YOUR GOAL: Each line of the data that includes the string "image" is to be copied out.

Entries with page source code:
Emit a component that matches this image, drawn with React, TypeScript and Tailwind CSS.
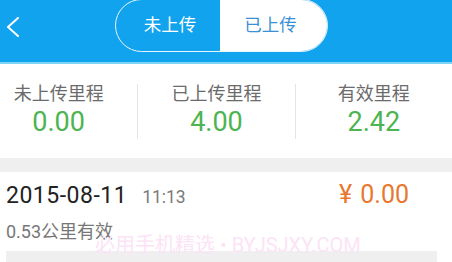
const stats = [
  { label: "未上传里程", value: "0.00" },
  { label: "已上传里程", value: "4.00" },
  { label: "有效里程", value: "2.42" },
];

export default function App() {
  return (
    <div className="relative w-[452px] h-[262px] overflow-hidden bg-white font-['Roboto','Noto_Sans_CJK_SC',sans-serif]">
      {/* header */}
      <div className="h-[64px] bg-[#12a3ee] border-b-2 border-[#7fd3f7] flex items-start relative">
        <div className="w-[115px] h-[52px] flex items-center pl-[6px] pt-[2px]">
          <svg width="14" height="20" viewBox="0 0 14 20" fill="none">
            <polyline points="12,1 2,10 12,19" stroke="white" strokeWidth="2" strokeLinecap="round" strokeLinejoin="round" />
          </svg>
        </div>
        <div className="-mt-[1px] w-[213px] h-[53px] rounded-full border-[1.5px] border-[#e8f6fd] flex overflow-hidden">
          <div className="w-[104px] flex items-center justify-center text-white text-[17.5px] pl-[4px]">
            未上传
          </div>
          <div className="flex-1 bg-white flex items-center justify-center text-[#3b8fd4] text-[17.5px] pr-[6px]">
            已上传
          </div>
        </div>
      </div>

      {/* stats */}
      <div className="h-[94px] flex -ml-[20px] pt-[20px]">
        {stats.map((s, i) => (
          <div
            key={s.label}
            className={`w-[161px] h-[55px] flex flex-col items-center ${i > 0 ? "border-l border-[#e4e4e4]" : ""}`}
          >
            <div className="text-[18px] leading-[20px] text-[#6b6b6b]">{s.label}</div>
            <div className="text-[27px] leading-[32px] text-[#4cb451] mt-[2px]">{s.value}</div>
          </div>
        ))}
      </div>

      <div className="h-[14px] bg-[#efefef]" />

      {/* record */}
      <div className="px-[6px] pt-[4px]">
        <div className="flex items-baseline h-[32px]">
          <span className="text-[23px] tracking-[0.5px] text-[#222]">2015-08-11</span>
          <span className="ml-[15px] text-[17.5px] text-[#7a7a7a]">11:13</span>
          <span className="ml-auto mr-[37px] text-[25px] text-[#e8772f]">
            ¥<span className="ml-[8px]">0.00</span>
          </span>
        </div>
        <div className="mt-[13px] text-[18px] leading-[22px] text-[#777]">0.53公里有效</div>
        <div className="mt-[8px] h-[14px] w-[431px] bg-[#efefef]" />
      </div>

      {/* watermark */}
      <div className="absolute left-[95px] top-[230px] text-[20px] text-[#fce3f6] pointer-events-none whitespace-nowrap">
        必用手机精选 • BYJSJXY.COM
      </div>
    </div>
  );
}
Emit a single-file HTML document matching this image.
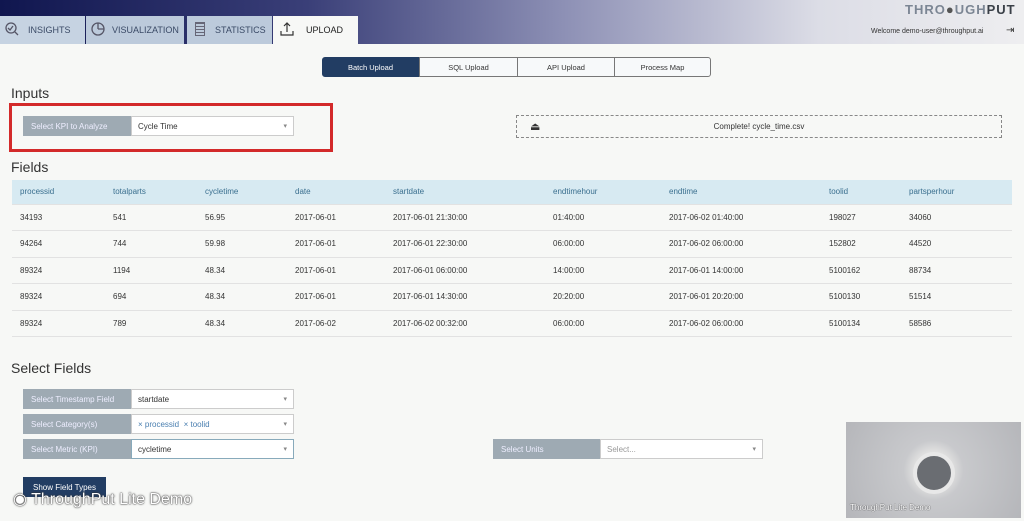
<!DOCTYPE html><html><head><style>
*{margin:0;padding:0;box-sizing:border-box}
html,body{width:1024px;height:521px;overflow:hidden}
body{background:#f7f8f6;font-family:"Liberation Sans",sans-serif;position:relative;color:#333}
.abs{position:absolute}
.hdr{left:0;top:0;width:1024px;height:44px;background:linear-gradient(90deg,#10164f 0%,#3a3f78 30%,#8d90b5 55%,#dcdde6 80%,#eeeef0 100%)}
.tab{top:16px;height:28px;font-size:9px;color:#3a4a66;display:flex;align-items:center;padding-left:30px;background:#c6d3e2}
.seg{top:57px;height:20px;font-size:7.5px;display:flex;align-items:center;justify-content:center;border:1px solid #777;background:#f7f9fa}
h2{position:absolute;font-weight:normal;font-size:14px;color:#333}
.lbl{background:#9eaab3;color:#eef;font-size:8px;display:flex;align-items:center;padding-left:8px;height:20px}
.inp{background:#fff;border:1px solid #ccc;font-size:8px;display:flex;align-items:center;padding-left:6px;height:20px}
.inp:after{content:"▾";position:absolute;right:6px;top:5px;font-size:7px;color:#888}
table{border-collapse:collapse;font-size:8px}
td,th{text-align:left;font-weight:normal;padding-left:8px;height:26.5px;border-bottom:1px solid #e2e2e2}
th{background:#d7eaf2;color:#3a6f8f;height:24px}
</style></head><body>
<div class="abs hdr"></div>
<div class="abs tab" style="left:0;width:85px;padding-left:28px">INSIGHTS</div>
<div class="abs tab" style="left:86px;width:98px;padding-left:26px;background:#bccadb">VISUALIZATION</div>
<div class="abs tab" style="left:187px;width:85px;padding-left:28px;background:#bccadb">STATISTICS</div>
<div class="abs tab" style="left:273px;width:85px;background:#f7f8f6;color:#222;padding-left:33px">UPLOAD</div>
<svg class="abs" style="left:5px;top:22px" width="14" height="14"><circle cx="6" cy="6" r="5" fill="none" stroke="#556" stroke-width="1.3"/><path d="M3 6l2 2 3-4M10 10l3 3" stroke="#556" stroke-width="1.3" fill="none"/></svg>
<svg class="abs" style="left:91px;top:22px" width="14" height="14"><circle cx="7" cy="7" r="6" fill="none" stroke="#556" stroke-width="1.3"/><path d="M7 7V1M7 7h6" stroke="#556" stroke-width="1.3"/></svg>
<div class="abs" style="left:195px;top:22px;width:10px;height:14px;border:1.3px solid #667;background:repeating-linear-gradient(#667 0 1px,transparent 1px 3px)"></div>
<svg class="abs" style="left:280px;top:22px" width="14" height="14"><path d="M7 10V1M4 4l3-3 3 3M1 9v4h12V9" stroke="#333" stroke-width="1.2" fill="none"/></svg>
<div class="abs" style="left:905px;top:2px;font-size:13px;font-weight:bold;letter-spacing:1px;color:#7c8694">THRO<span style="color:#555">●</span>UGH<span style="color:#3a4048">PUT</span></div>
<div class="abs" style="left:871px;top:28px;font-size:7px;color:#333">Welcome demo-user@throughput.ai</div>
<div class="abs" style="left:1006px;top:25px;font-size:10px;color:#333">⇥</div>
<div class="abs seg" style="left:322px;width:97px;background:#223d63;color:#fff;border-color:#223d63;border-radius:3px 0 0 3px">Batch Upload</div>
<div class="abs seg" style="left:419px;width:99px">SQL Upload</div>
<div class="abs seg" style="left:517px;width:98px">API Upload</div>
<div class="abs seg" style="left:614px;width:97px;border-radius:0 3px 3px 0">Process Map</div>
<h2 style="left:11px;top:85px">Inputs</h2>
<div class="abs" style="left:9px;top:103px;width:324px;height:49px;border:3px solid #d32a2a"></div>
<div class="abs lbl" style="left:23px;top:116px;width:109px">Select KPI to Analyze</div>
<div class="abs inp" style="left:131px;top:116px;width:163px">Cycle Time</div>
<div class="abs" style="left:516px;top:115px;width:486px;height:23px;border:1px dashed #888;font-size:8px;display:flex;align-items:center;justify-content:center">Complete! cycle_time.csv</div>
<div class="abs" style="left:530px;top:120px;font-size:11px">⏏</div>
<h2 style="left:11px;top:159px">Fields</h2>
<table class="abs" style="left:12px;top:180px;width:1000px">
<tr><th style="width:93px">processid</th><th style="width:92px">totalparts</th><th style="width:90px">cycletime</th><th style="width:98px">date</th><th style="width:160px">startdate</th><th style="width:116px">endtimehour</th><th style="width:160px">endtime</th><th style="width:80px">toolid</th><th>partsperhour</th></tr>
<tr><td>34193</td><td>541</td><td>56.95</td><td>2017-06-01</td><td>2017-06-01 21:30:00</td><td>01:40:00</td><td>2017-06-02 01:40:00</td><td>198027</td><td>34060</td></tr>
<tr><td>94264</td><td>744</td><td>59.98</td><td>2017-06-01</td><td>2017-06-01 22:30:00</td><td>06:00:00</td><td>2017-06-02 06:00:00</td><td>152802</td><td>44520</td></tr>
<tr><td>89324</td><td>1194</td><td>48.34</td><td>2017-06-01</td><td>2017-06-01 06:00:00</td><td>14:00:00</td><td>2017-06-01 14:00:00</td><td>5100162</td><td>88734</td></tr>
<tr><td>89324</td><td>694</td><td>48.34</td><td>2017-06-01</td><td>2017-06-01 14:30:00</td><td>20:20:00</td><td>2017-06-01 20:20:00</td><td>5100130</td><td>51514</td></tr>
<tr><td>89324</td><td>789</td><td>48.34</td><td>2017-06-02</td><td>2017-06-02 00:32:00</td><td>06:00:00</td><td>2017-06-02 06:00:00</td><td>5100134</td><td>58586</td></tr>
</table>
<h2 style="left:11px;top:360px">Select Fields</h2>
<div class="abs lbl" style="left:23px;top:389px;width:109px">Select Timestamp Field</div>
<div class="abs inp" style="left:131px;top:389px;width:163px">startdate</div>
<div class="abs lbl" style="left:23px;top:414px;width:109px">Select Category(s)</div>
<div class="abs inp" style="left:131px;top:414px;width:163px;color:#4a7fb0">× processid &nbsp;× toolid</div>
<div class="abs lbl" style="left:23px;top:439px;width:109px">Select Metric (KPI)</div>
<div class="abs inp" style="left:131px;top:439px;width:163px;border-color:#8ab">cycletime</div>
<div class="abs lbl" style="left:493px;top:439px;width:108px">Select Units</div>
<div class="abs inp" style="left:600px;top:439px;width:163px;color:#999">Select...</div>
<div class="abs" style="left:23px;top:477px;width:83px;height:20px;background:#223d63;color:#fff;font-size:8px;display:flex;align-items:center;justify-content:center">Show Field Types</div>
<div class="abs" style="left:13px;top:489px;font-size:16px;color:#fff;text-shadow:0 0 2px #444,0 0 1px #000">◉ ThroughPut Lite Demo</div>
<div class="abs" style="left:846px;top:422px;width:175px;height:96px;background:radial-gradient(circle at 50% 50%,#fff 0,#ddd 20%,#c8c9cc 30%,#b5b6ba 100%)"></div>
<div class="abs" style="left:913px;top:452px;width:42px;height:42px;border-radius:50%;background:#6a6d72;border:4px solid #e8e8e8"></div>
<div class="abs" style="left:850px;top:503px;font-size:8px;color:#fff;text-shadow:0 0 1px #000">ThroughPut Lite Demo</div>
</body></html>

RESULT OF THIS EXERCISE:
Emit a component that matches this image, drawn with React, TypeScript and Tailwind CSS.
Emit a single-file HTML document matching this image.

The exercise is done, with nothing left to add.